How far away is Proxima Centauri from Earth?

Proxima Centauri is 4.2465 light-years from the Sun, based on a parallax of 768.0665 published in 2020 in Gaia Data Release 3. It is the nearest star to Earth after the Sun, located in the southern constellation of Centaurus.

Who discovered Proxima Centauri and when?

Proxima Centauri was discovered in 1915 by Robert Innes, a Scottish astronomer and director of the Union Observatory in Johannesburg, South Africa. He identified it by noticing that the faint star shared the same proper motion across the sky as Alpha Centauri.

Does Proxima Centauri have any planets?

As of 2025, Proxima Centauri has two confirmed planets and one candidate. Proxima Centauri b, confirmed in 2016 and orbiting every 11.2 Earth days, sits inside the habitable zone with a minimum mass of at least 1.07 times Earth's. Proxima d, a sub-Earth with a 5.1-day orbit, was independently confirmed by the NIRPS spectrograph in July 2025. A third candidate, Proxima c, remains disputed.

Is Proxima Centauri b habitable?

Proxima Centauri b orbits within its star's habitable zone, where liquid water could theoretically exist on its surface.

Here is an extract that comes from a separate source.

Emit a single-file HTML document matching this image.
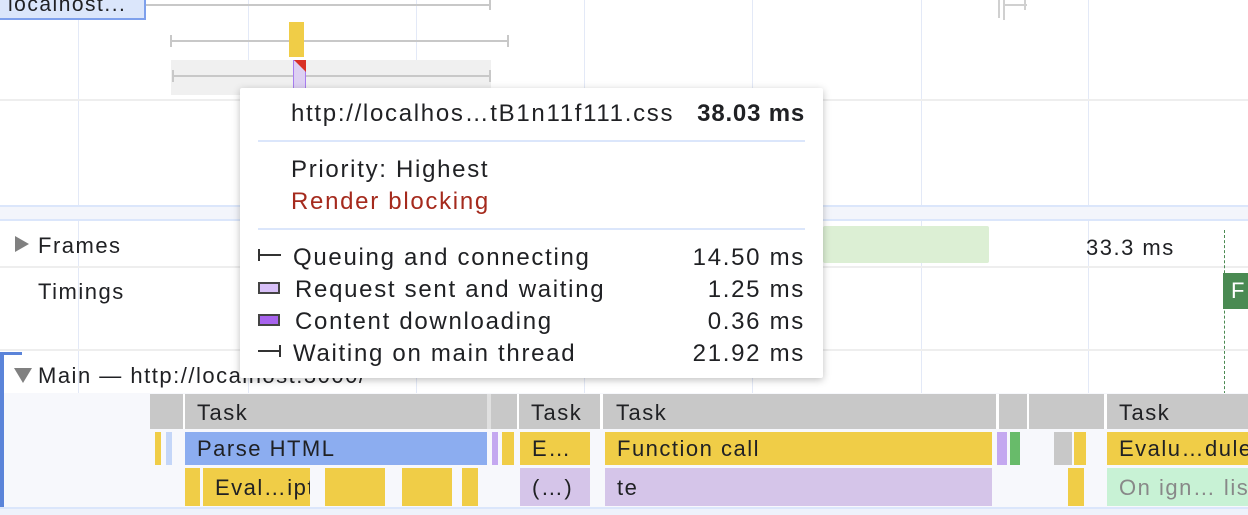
<!DOCTYPE html>
<html><head><style>
*{margin:0;padding:0;box-sizing:border-box}
body{width:1248px;height:515px;overflow:hidden;background:#fff;font-family:"Liberation Sans",sans-serif;color:#202124;position:relative}
.a{position:absolute}
.vl{position:absolute;top:0;width:1px;height:515px;background:#e3e9f7}
.t{position:absolute;font-size:22px;line-height:1;white-space:nowrap;letter-spacing:1.5px}
.c{position:absolute;overflow:hidden;white-space:nowrap;font-size:22px;line-height:1;padding-left:12px;color:#202124;letter-spacing:1.5px}
.tip .r{position:absolute;font-size:24px;line-height:1;white-space:nowrap;letter-spacing:1.7px}
</style></head><body>
<div class="vl" style="left:78px"></div><div class="vl" style="left:248px"></div><div class="vl" style="left:416px"></div><div class="vl" style="left:584px"></div><div class="vl" style="left:752px"></div><div class="vl" style="left:921px"></div><div class="vl" style="left:1088px"></div>

<div class="a" style="left:0;top:-4px;width:146px;height:24px;background:#dbe6fb;border-right:2px solid #7ea0ec;border-bottom:2px solid #7ea0ec"></div>
<div class="t" style="left:8px;top:-6px;font-size:21px">localhost...</div>
<div class="a" style="left:146px;top:4px;width:344px;height:2px;background:#c8c8c8"></div>
<div class="a" style="left:489px;top:0;width:2px;height:10px;background:#c8c8c8"></div>
<div class="a" style="left:998px;top:0;width:2px;height:18px;background:#d0d0d0"></div>
<div class="a" style="left:1003px;top:0;width:2px;height:20px;background:#d0d0d0"></div>
<div class="a" style="left:1003px;top:4px;width:24px;height:2px;background:#d0d0d0"></div>
<div class="a" style="left:1024px;top:0;width:2px;height:10px;background:#d0d0d0"></div>

<div class="a" style="left:171px;top:40px;width:337px;height:2px;background:#c8c8c8"></div>
<div class="a" style="left:170px;top:35px;width:2px;height:12px;background:#c8c8c8"></div>
<div class="a" style="left:507px;top:35px;width:2px;height:12px;background:#c8c8c8"></div>
<div class="a" style="left:289px;top:22px;width:15px;height:35px;background:#f0cd47"></div>

<div class="a" style="left:171px;top:60px;width:320px;height:35px;background:#f0f0f0"></div>
<div class="a" style="left:172px;top:75px;width:318px;height:2px;background:#c8c8c8"></div>
<div class="a" style="left:172px;top:70px;width:2px;height:12px;background:#c8c8c8"></div>
<div class="a" style="left:489px;top:70px;width:2px;height:12px;background:#c8c8c8"></div>
<div class="a" style="left:293px;top:60px;width:13px;height:35px;background:#ddd0f2;border:1px solid #a77cf0"></div>
<svg class="a" style="left:294px;top:60px" width="12" height="12"><polygon points="0,0 12,0 12,12" fill="#d93025"/></svg>

<div class="a" style="left:0;top:99px;width:1248px;height:2px;background:#eee"></div>

<div class="a" style="left:0;top:205px;width:1248px;height:16px;background:#f3f5fb;border-top:2px solid #dbe6fb;border-bottom:2px solid #dbe6fb"></div>

<svg class="a" style="left:15px;top:236px" width="16" height="18"><polygon points="0,0 14,8 0,16" fill="#808080"/></svg>
<div class="t" style="left:38px;top:235px">Frames</div>
<div class="a" style="left:823px;top:226px;width:166px;height:37px;background:#dcefd4;border-radius:2px"></div>
<div class="t" style="left:1086px;top:237px">33.3 ms</div>
<div class="a" style="left:0;top:266px;width:1248px;height:2px;background:#eee"></div>
<div class="t" style="left:38px;top:281px">Timings</div>
<div class="a" style="left:1224px;top:230px;width:0;height:285px;border-left:1px dashed #4a8a52"></div>
<div class="a" style="left:1223px;top:273px;width:30px;height:36px;background:#4a8a52"></div>
<div class="t" style="left:1231px;top:280px;color:#fff">F</div>
<div class="a" style="left:0;top:349px;width:1248px;height:2px;background:#eee"></div>

<div class="a" style="left:0;top:352px;width:4px;height:163px;background:#5b84d9"></div>
<div class="a" style="left:0;top:352px;width:22px;height:3px;background:#5b84d9"></div>
<svg class="a" style="left:14px;top:368px" width="20" height="16"><polygon points="0,0 18,0 9,15" fill="#808080"/></svg>
<div class="t" style="left:38px;top:365px">Main — http://localhost:3000/</div>
<div class="a" style="left:4px;top:393px;width:1244px;height:115px;background:#f7f8fc"></div>

<div class="a" style="left:150px;top:394px;width:1098px;height:35px;background:#c8c8c8"></div>
<div class="a" style="left:183px;top:394px;width:2px;height:35px;background:#fff"></div>
<div class="a" style="left:487px;top:394px;width:4px;height:35px;background:#e0e0e0"></div>
<div class="a" style="left:517px;top:394px;width:2px;height:35px;background:#fff"></div>
<div class="a" style="left:600px;top:394px;width:3px;height:35px;background:#fff"></div>
<div class="a" style="left:996px;top:394px;width:3px;height:35px;background:#fff"></div>
<div class="a" style="left:1027px;top:394px;width:2px;height:35px;background:#fff"></div>
<div class="a" style="left:1104px;top:394px;width:3px;height:35px;background:#fff"></div>
<div class="c" style="left:185px;top:402px">Task</div>
<div class="c" style="left:519px;top:402px">Task</div>
<div class="c" style="left:604px;top:402px">Task</div>
<div class="c" style="left:1107px;top:402px">Task</div>

<div class="a" style="left:155px;top:432px;width:6px;height:33px;background:#f0cd47"></div>
<div class="a" style="left:166px;top:432px;width:6px;height:33px;background:#c4d6f8"></div>
<div class="c" style="left:185px;top:432px;width:302px;height:33px;background:#8cadf0;padding-top:6px">Parse HTML</div>
<div class="a" style="left:492px;top:432px;width:6px;height:33px;background:#c4a8f0"></div>
<div class="a" style="left:502px;top:432px;width:12px;height:33px;background:#f0cd47"></div>
<div class="c" style="left:520px;top:432px;width:70px;height:33px;background:#f0cd47;padding-top:6px">E…</div>
<div class="c" style="left:605px;top:432px;width:387px;height:33px;background:#f0cd47;padding-top:6px">Function call</div>
<div class="a" style="left:997px;top:432px;width:10px;height:33px;background:#c4a8f0"></div>
<div class="a" style="left:1010px;top:432px;width:10px;height:33px;background:#68bb6a"></div>
<div class="a" style="left:1054px;top:432px;width:18px;height:33px;background:#c8c8c8"></div>
<div class="a" style="left:1074px;top:432px;width:12px;height:33px;background:#f0cd47"></div>
<div class="c" style="left:1107px;top:432px;width:141px;height:33px;background:#f0cd47;padding-top:6px">Evalu…dule</div>

<div class="a" style="left:185px;top:468px;width:15px;height:38px;background:#f0cd47"></div>
<div class="c" style="left:203px;top:468px;width:107px;height:38px;background:#f0cd47;padding-top:9px">Eval…ipt</div>
<div class="a" style="left:325px;top:468px;width:60px;height:38px;background:#f0cd47"></div>
<div class="a" style="left:402px;top:468px;width:50px;height:38px;background:#f0cd47"></div>
<div class="a" style="left:462px;top:468px;width:16px;height:38px;background:#f0cd47"></div>
<div class="c" style="left:520px;top:468px;width:70px;height:38px;background:#d5c5e9;padding-top:9px">(…)</div>
<div class="c" style="left:605px;top:468px;width:387px;height:38px;background:#d5c5e9;padding-top:9px">te</div>
<div class="a" style="left:1068px;top:468px;width:16px;height:38px;background:#f0cd47"></div>
<div class="c" style="left:1107px;top:468px;width:141px;height:38px;background:#c8f2d5;padding-top:9px;color:#888">On ign… list</div>
<div class="a" style="left:0;top:507px;width:1248px;height:8px;background:#eef2fb;border-top:2px solid #dbe6fb"></div>

<div class="a tip" style="left:240px;top:88px;width:583px;height:290px;background:#fff;box-shadow:0 2px 8px rgba(0,0,0,.25);border-radius:2px">
<div class="r" style="left:51px;top:14px">http://localhos…tB1n11f111.css</div>
<div class="r" style="right:18px;top:14px;font-weight:bold;letter-spacing:0.8px">38.03 ms</div>
<div class="a" style="left:18px;top:52px;width:547px;height:2px;background:#dbe6fb"></div>
<div class="r" style="left:51px;top:70px">Priority: Highest</div>
<div class="r" style="left:51px;top:102px;color:#a52a1d">Render blocking</div>
<div class="a" style="left:18px;top:140px;width:547px;height:2px;background:#dbe6fb"></div>
<svg class="a" style="left:18px;top:160px" width="24" height="14"><path d="M1 1V13M1 7H23" stroke="#333" stroke-width="2"/></svg>
<div class="a" style="left:18px;top:194px;width:22px;height:12px;background:#d8c0f8;border:2px solid #444"></div>
<div class="a" style="left:18px;top:226px;width:22px;height:12px;background:#a763ed;border:2px solid #444"></div>
<svg class="a" style="left:18px;top:256px" width="24" height="14"><path d="M0 7H22M22 1V13" stroke="#333" stroke-width="2"/></svg>
<div class="r" style="left:53px;top:158px">Queuing and connecting</div>
<div class="r" style="left:55px;top:190px">Request sent and waiting</div>
<div class="r" style="left:55px;top:222px">Content downloading</div>
<div class="r" style="left:53px;top:254px">Waiting on main thread</div>
<div class="r" style="right:18px;top:158px">14.50 ms</div>
<div class="r" style="right:18px;top:190px">1.25 ms</div>
<div class="r" style="right:18px;top:222px">0.36 ms</div>
<div class="r" style="right:18px;top:254px">21.92 ms</div>
</div>
</body></html>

However, habitability is highly uncertain because Proxima is a flare star whose radiation outbursts could erode a planetary atmosphere, and the planet is likely tidally locked, keeping one hemisphere in permanent daylight and the other in permanent night.

Why does Proxima Centauri produce such powerful flares?

Proxima Centauri's interior is completely convective, meaning plasma physically circulates from core to surface, generating a strong magnetic field. Energy from that field is released at the surface as stellar flares. A 2016 superflare increased the star's optical brightness by a factor of 68 times, and a flare on the 6th of May 2019 became the brightest stellar flare ever detected.

How long will Proxima Centauri live as a star?

Proxima Centauri will remain on the main sequence for roughly four trillion years, far longer than the current age of the universe. Its deep convection allows it to burn nearly all of its hydrogen fuel before eventually evolving into a helium white dwarf, bypassing the red-giant phase.